3. Diramaikan karakter-karakter pendukung yang solid

Superman (2025) rasanya bakal hambar tanpa kontribusi karakter-karakter pendukung yang solid. Lex Luthor (Nicholas Hoult), Mr. Terrific (Edi Gathegi), Green Lantern (Nathan Fillion), dan Jimmy Olsen (Skyler Gisondo) sukses mencuri perhatian penonton. Berkat performa apik mereka, gak sedikit fans yang mendambakan screentime lebih bahkan film spin-off sendiri untuk beberapa karakter. Terutama Mr. Terrific yang memukau penonton dengan gaya dingin dan kegeniusannya.
Sayangnya, beberapa karakter perempuan seperti Lois Lane (Rachel Boschanan), Hawkgirl (Isabela Merced) dan The Engineer (María Gabriela de Faría) agak tenggelam di film ini.

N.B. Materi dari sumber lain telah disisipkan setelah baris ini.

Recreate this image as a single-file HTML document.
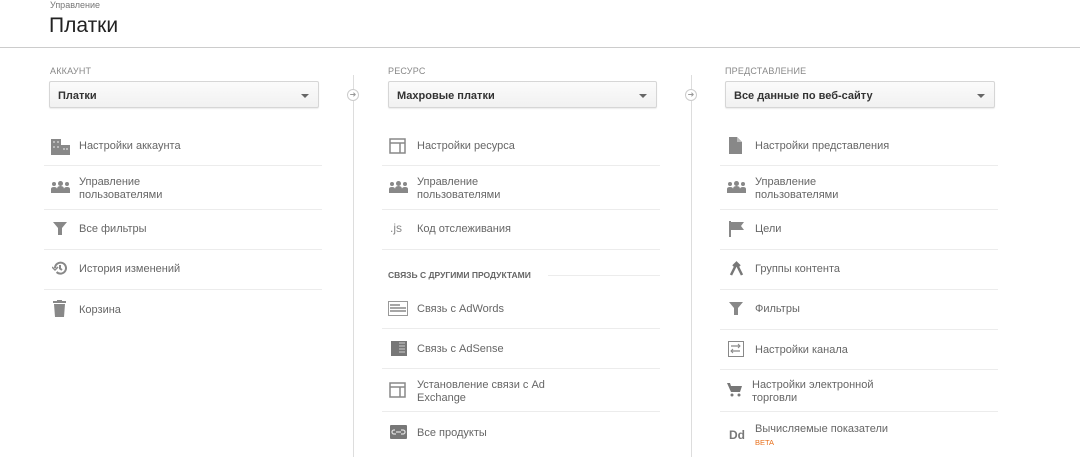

Karakter mereka kurang pengembangan, terlalu pasif dan tak banyak dapat momen yang memorable. Ini juga bisa jadi salah satu konsekuensi keputusan James Gunn memperkenalkan terlalu banyak karakter dalam satu film berdurasi 2 jam 9 menit.
Gak sedikit pula yang menganggap Superman versi baru ini bukan karya terbaik DC Studios dan James Gunn. Ada yang bilang ini terlalu kekanak-kanakan dan kurang dalam, ada yang keberatan dengan elemen woke-nya dan masih banyak kritik lain. Namun, satu yang pasti, secara komersial, Superman (2025) sukses besar dan bisa jadi awal yang cerah untuk pahlawan-pahlawan super DC.